After the military judge accepted the appellant’s plea, the prosecution presented evidence to prove the greater charged offense of premeditated murder. After the prosecution rested, the defense presented its case. The appellant took the stand and gave a different version of his actions on the evening of 16 November 2001. He testified that he took A1C Eskew’s personal belongings and placed them in his car. When he returned to A1C Eskew’s room to retrieve wires for the electronic components he stole, he saw A1C Anthony Caluya, a member of his squadron, on the bed leaning over A1C Eskew. The appellant said A1C Caluya forced him to kill A1C Eskew when A1C Caluya told him to “finish him [A1C Eskew] off.” Although the appellant said he and A1C Caluya had engaged in homosexual relations approximately seven times, he claimed that he was afraid of A1C Caluya. The appellant testified that, as a result he strangled A1C Eskew because A1C Caluya threatened to hurt the appellant’s pregnant girlfriend, to tell her that the appellant was gay, and because A1C Caluya was armed with a knife. After the appellant strangled A1C Eskew, A1C Caluya told him to “cover your tracks.” In response, the appellant grabbed the knife from A1C Caluya and cut A1C Eskew’s wrist to make it appear as though he had committed suicide.

The military judge found the appellant guilty of premeditated murder, obstruction of justice, and larceny. The military judge also made specific findings: “Pursuant to [Rule for Courts-Martial] 918(b), the Court finds the findings as to Charge III and its Specification [obstruction of justice] constitute a complete and separate act, which arose outside the commission of the offense, captured in Charge I and its Specification [premeditated murder]. Specifically, I find that the slashing of Airman Eskew’s wrist by the accused was not part of any plan, nor a component part of premeditation, attendant to the finding under Charge I.”

1. Attempted Unpremeditated Murder

The appellant avers that the military judge should have reopened the providence inquiry and addressed the potential duress defense. We agree. In United States v. Care, 40 C.M.R. 247 (C.M.A. 1969), our superior court imposed an affirmative duty on military judges during providence inquiries to conduct a detailed inquiry into the offenses charged, the accused’s understanding of the elements of each offense, the accused’s conduct, and the accused’s willingness to plead guilty. “A guilty plea will be rejected only where the record of trial shows a substantial basis in law and fact for questioning the plea.” United States v. Hardeman, 59 M.J. 389, 391 (C.A.A.F. 2004) (citing United States v. Prater, 32 M.J. 433, 436 (C.M.A. 1991)). If an accused, after a plea of guilty, sets up matter inconsistent with the plea, “a plea of not guilty shall be entered in the record, and the court shall proceed as though he had pleaded not guilty.” United States v. Clark, 28 M.J. 401, 405 (C.M.A. 1989) (quoting Article 45(a), UCMJ, 10 U.S.C. § 845(a). See also Hardeman, 59 M.J. at 391. Furthermore, “an accused servicemember cannot plead guilty and yet present testimony that reveals a defense to the charge.” Clark, 28 M.J. at 405. Article 45, UCMJ, 10 U.S.C. § 845, requires military judges to resolve inconsistencies and defenses during the providence inquiry or else the guilty plea must be rejected. United States v. Outhier, 45 M.J. 326, 331 (C.A.A.F. 1996) (citing United States v. Jemmings, 1 M.J. 414, 418 (C.M.A. 1976)). See also United States v. Perron, 58 M.J. 78, 82 (C.A.A.F. 2003).

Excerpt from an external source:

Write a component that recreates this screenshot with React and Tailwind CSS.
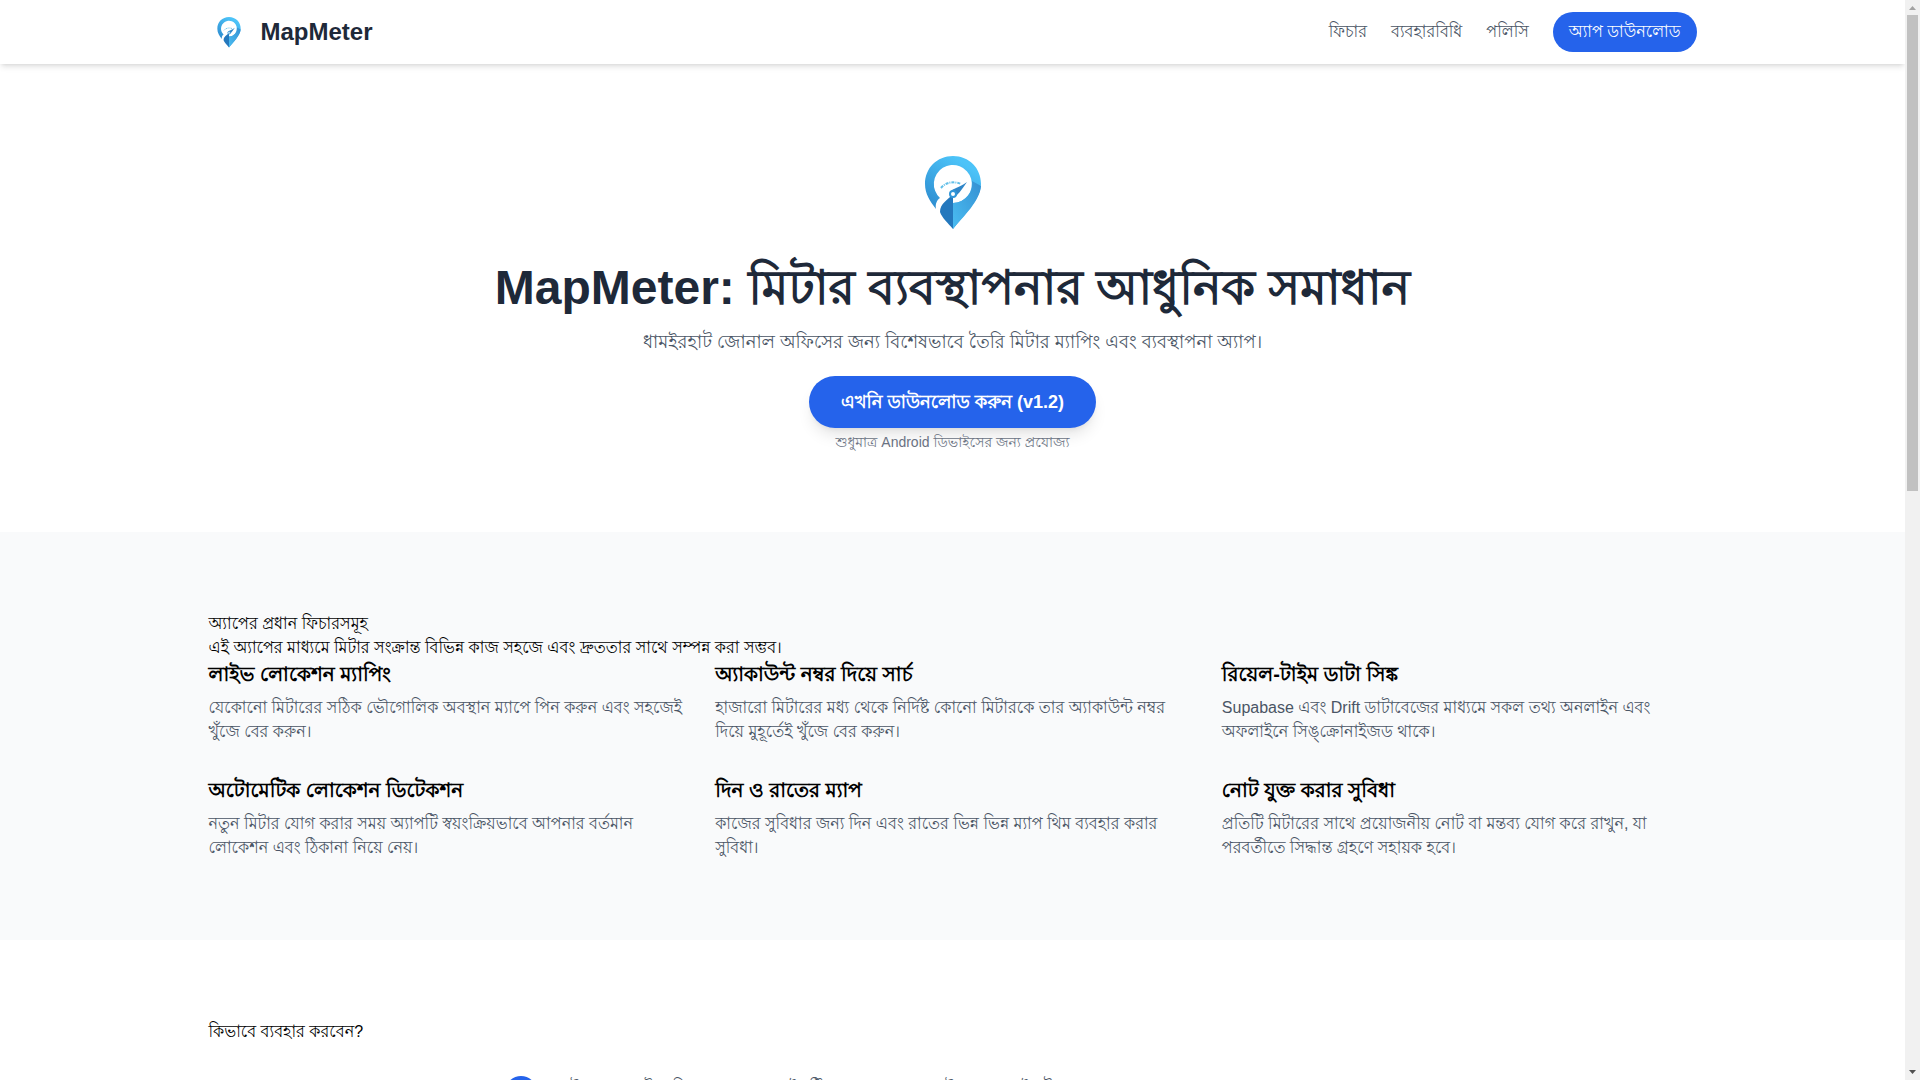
const features = [
  { title: 'লাইভ লোকেশন ম্যাপিং', text: 'যেকোনো মিটারের সঠিক ভৌগোলিক অবস্থান ম্যাপে পিন করুন এবং সহজেই খুঁজে বের করুন।' },
  { title: 'অ্যাকাউন্ট নম্বর দিয়ে সার্চ', text: 'হাজারো মিটারের মধ্য থেকে নির্দিষ্ট কোনো মিটারকে তার অ্যাকাউন্ট নম্বর দিয়ে মুহূর্তেই খুঁজে বের করুন।' },
  { title: 'রিয়েল-টাইম ডাটা সিঙ্ক', text: 'Supabase এবং Drift ডাটাবেজের মাধ্যমে সকল তথ্য অনলাইন এবং অফলাইনে সিঙ্\u200cক্রোনাইজড থাকে।' },
  { title: 'অটোমেটিক লোকেশন ডিটেকশন', text: 'নতুন মিটার যোগ করার সময় অ্যাপটি স্বয়ংক্রিয়ভাবে আপনার বর্তমান লোকেশন এবং ঠিকানা নিয়ে নেয়।' },
  { title: 'দিন ও রাতের ম্যাপ', text: 'কাজের সুবিধার জন্য দিন এবং রাতের ভিন্ন ভিন্ন ম্যাপ থিম ব্যবহার করার সুবিধা।' },
  { title: 'নোট যুক্ত করার সুবিধা', text: 'প্রতিটি মিটারের সাথে প্রয়োজনীয় নোট বা মন্তব্য যোগ করে রাখুন, যা পরবর্তীতে সিদ্ধান্ত গ্রহণে সহায়ক হবে।' },
]

const steps = [
  'ডাউনলোড বাটনে ক্লিক করে APK ফাইলটি আপনার ফোনে ডাউনলোড ও ইনস্টল করুন।',
]

function Logo({ className }) {
  return (
    <svg viewBox="0 0 96 96" className={className} aria-hidden="true">
      <defs>
        <linearGradient id="pin" x1="0" y1="1" x2="0.5" y2="0">
          <stop offset="0.2" stopColor="#2a86cb" />
          <stop offset="1" stopColor="#4cc3f8" />
        </linearGradient>
        <linearGradient id="tip" x1="0" y1="1" x2="1" y2="0">
          <stop offset="0" stopColor="#4abdf2" />
          <stop offset="1" stopColor="#3590d2" />
        </linearGradient>
      </defs>
      <path d="M48 12C32 12 20 24 20 40C20 50 25 57 31 65C30 60 32 56 35 54A19 19 0 1 1 48 59V85C57 73 76 55 76 40C76 24 64 12 48 12Z" fill="url(#pin)" />
      <path d="M48 59A19 19 0 0 0 67 37L76 42C75 57 58 73 48 85Z" fill="url(#tip)" />
      <path d="M48 50C43 56 35 59 35 68C37 74 43 79 48 85Z" fill="#2478bd" />
      <path d="M45 48C48 44 54 44 62 38C56 47 54 49 51 52Z" fill="#2f86c8" />
      <path d="M36 44C41 38 49 37 56 40" fill="none" stroke="#62bfe8" strokeWidth="2" strokeDasharray="3 1 1 1" />
      <circle cx="48" cy="50" r="3" fill="#fff" stroke="#2f95d8" strokeWidth="2" />
    </svg>
  )
}

function Scrollbar() {
  return (
    <div className="flex w-[15px] shrink-0 flex-col items-center bg-[#f1f1f1]" aria-hidden="true">
      <svg viewBox="0 0 15 15" className="h-[15px] w-[15px]"><path d="M4 10L7.5 6L11 10Z" fill="#a3a3a3" /></svg>
      <div className="h-[476px] w-[11px] bg-[#c1c1c1]" />
      <svg viewBox="0 0 15 15" className="mt-auto h-[15px] w-[15px]"><path d="M4 5L7.5 9L11 5Z" fill="#505050" /></svg>
    </div>
  )
}

export default function App() {
  return (
    <div lang="bn" className="flex h-screen overflow-hidden bg-white font-['Liberation_Sans','Lohit_Bengali',sans-serif] text-black">
      <div className="min-w-0 flex-1 overflow-hidden">
        <header className="relative bg-white shadow-md">
          <nav className="container mx-auto flex items-center justify-between px-6 py-3">
            <a href="#home" className="flex items-center gap-3">
              <Logo className="h-10 w-10" />
              <span className="text-2xl font-bold text-gray-800">MapMeter</span>
            </a>
            <div className="flex items-center gap-6 text-gray-600">
              <a href="#features">ফিচার</a>
              <a href="#how-to-use">ব্যবহারবিধি</a>
              <a href="#policy">পলিসি</a>
              <a href="#download" className="rounded-full bg-[#2563eb] px-4 py-2 text-white">অ্যাপ ডাউনলোড</a>
            </div>
          </nav>
        </header>

        <main>
          <section id="home" className="container mx-auto flex flex-col items-center px-6 py-20 text-center">
            <Logo className="h-24 w-24" />
            <h1 className="mt-6 text-5xl leading-[48px] font-extrabold text-gray-800">MapMeter: মিটার ব্যবস্থাপনার আধুনিক সমাধান</h1>
            <p className="mt-4 text-lg text-gray-600">ধামইরহাট জোনাল অফিসের জন্য বিশেষভাবে তৈরি মিটার ম্যাপিং এবং ব্যবস্থাপনা অ্যাপ।</p>
            <a href="#download" className="mt-5 rounded-full bg-[#2563eb] px-8 py-3 text-lg font-bold text-white shadow-lg">এখনি ডাউনলোড করুন (v1.2)</a>
            <p className="mt-1 text-sm text-gray-500">শুধুমাত্র Android ডিভাইসের জন্য প্রযোজ্য</p>
          </section>

          <section id="features" className="bg-gray-50 py-20">
            <div className="container mx-auto px-6">
              <h2>অ্যাপের প্রধান ফিচারসমূহ</h2>
              <p>এই অ্যাপের মাধ্যমে মিটার সংক্রান্ত বিভিন্ন কাজ সহজে এবং দ্রুততার সাথে সম্পন্ন করা সম্ভব।</p>
              <div className="grid gap-8 md:grid-cols-2 lg:grid-cols-3">
                {features.map(f => (
                  <div key={f.title}>
                    <h3 className="mb-2 text-xl font-bold">{f.title}</h3>
                    <p className="text-gray-600">{f.text}</p>
                  </div>
                ))}
              </div>
            </div>
          </section>

          <section id="how-to-use" className="py-20">
            <div className="container mx-auto px-6">
              <h2>কিভাবে ব্যবহার করবেন?</h2>
              <ol className="mx-auto mt-8 max-w-4xl space-y-8">
                {steps.map((s, i) => (
                  <li key={s} className="flex items-start gap-4">
                    <span className="flex h-8 w-8 shrink-0 items-center justify-center rounded-full bg-[#2563eb] font-bold text-white">{i + 1}</span>
                    <p className="text-gray-600">{s}</p>
                  </li>
                ))}
              </ol>
            </div>
          </section>
        </main>
      </div>
      <Scrollbar />
    </div>
  )
}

The appellant raised a potential duress defense when he testified that A1C Caluya forced him to strangle A1C Eskew and cut his wrist. Rule for Courts-Martial (R.C.M.) 916(h) provides that duress “is a defense to any offense except killing an innocent person that the accused’s participation in the offense was caused by a reasonable apprehension that the accused or another innocent person would be immediately killed or would immediately suffer serious bodily injury if the accused did not commit the act” (emphasis added). The Manual’s duress defense is grounded in common law. United States v. Vasquez, 48 M.J. 426, 429 (C.A.A.F. 1998). Duress applies to any offense except where the alleged criminal act is murder and “does not apply to justify a killing.” Id. at 430. Although the appellant pled guilty to attempted unpremeditated murder, the fact remains that this case is about the killing of an innocent person. Accordingly, we hold the duress defense, as a matter of law, was not available to this appellant on the charge of attempted unpremeditated murder because he killed an innocent person, A1C Eskew.

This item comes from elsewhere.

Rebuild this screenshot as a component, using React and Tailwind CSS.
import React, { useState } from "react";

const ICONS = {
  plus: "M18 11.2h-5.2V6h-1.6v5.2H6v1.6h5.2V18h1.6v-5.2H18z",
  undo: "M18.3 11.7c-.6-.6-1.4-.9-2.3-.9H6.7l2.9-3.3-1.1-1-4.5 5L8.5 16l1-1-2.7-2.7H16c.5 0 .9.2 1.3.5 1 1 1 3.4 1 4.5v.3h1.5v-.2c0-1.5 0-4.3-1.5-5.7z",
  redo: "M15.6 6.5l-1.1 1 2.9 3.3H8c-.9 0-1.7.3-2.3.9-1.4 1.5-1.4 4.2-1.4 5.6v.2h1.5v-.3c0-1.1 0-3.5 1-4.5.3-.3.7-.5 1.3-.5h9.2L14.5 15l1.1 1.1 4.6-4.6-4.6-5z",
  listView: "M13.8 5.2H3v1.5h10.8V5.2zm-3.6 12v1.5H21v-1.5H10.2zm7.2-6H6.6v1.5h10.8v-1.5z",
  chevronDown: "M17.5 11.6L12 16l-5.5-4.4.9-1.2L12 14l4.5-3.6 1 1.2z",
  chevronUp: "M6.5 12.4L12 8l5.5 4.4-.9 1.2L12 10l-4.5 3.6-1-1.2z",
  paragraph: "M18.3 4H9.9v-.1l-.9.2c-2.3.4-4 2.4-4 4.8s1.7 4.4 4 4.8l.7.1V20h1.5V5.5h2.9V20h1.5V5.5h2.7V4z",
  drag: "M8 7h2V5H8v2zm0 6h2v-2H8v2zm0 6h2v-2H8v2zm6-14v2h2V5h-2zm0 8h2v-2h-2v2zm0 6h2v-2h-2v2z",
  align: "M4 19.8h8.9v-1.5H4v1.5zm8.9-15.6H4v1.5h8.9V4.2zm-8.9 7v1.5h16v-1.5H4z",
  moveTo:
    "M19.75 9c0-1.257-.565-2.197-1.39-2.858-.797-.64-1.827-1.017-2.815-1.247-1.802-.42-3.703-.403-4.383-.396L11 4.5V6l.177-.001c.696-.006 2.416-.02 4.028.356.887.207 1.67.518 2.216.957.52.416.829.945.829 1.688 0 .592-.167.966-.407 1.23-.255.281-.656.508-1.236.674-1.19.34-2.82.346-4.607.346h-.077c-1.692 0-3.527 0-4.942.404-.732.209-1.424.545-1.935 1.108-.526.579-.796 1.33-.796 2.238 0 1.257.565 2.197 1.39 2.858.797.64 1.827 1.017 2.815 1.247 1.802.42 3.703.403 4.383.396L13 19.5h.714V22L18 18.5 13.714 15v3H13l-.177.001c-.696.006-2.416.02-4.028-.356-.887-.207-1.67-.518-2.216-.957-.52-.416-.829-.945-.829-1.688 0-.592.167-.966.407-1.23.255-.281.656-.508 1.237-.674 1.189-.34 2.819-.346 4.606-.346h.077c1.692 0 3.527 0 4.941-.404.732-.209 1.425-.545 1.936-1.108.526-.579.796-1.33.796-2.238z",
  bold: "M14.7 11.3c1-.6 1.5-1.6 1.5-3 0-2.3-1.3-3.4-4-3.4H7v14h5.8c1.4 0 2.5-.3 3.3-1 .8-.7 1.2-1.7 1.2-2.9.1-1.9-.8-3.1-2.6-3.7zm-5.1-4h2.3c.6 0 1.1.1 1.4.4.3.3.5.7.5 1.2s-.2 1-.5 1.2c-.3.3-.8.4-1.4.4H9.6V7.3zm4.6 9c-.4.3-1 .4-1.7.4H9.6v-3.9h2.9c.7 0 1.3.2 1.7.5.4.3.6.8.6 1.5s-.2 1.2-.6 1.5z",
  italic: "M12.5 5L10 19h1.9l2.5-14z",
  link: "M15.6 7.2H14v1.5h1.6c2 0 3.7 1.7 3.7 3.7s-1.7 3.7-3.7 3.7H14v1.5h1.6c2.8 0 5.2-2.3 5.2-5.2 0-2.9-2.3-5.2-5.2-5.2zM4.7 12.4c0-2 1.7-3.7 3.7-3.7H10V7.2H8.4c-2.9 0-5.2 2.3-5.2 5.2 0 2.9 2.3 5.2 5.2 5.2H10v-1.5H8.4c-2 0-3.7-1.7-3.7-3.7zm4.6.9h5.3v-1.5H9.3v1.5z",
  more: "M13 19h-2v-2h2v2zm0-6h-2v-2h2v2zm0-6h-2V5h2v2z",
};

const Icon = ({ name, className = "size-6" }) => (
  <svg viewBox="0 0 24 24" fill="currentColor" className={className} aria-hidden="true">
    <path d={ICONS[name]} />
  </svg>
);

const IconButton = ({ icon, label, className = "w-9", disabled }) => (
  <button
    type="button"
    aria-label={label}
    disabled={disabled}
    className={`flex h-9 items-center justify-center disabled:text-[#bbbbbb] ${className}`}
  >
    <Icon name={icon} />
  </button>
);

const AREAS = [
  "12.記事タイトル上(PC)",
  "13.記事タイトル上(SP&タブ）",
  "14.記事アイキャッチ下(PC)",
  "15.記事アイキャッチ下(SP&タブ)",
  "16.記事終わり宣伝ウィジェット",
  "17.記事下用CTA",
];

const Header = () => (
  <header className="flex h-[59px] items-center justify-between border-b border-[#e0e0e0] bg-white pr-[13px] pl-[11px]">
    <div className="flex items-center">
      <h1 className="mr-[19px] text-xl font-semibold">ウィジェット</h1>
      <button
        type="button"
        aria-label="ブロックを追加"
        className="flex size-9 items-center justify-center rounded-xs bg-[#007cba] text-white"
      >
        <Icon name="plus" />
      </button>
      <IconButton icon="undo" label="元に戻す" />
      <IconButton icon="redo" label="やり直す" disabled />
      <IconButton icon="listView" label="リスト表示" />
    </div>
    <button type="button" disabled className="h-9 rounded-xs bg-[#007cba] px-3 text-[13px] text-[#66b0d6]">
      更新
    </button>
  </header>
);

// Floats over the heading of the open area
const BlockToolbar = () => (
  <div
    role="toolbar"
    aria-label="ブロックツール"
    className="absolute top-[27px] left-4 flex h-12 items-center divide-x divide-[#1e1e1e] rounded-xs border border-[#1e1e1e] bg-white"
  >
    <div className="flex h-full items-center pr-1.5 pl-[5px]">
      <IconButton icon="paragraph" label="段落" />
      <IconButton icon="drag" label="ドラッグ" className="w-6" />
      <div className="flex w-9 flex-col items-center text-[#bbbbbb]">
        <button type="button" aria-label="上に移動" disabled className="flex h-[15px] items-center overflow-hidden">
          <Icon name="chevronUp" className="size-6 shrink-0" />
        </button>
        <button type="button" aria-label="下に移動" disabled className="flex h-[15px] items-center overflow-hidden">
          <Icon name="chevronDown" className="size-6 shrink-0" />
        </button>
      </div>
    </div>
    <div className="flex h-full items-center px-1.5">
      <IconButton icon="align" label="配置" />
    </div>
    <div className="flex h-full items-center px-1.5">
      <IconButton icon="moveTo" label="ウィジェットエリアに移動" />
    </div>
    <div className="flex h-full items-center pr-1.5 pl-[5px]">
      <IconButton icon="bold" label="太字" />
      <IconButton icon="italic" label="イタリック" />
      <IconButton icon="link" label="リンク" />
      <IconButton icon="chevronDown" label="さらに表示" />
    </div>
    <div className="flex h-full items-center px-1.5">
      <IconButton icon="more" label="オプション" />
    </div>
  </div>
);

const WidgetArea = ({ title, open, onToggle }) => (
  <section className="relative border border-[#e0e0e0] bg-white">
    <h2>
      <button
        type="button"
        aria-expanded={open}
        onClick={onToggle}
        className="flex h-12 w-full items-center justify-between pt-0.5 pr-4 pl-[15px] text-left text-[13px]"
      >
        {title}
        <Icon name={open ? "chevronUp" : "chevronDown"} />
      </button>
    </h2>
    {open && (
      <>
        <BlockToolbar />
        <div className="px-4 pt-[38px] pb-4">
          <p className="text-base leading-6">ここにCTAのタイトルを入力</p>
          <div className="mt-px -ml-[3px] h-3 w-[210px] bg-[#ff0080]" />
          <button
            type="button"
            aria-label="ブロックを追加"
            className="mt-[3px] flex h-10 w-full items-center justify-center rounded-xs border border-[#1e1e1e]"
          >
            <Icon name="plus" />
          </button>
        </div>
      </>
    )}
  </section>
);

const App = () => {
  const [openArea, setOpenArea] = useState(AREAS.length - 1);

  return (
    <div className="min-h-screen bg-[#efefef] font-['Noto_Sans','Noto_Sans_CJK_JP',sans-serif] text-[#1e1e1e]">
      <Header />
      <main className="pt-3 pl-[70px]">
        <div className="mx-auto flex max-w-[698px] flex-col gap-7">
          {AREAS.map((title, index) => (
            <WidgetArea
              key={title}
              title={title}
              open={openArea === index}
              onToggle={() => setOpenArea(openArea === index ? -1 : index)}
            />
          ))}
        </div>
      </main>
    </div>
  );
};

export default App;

Nevertheless, we find that the military judge erred when he did not reopen the providence inquiry to discuss the potential defense of duress concerning the charge of attempted unpremeditated murder. The appellant made several statements during the litigated portion of the trial that were in conflict with his guilty plea. See United States v. Lee, 16 M.J. 278, 281 (C.M.A. 1983). “It is unnecessary that his statement[s] be credible; instead, [they] only need be inconsistent.” Id. Specifically, the appellant testified that he killed A1C Eskew because A1C Caluya threatened him and that he had acted out of fear. Based on the providence inquiry, we have no question that the appellant intended to kill A1C Eskew. We also do not find his testimony claiming that he felt threatened credible. Because the military judge failed to resolve the differences between the appellant’s inconsistent statements and his guilty plea, we cannot view the appellant’s plea to unpremeditated murder as provident. See Article 45(a) UCMJ, 10 U.S.C. 845(a); Jemmings, 1 M.J. at 418.

2. Premeditated Murder

Even though we found error in the military judge’s decision to accept the appellant’s guilty plea to the charge of attempted unpremeditated murder, we are satisfied that the error was harmless beyond a reasonable doubt. In the instant case, the appellant pled not guilty to the greater offense of premeditated murder. Even after excluding all of the admissions the appellant made during the Care inquiry, the government presented overwhelmingly persuasive evidence during the litigated portion of the trial to prove premeditated murder beyond a reasonable doubt. Irrespective of the fact that we find the appellant’s guilty plea to attempted unpremeditated murder improvident, we find the findings of guilty to premeditated murder legally and factually sufficient. See Jackson v. Virginia, 443 U.S. 307, 319 (1979); United States v. Turner, 25 M.J. 324, 324-25 (C.M.A. 1987).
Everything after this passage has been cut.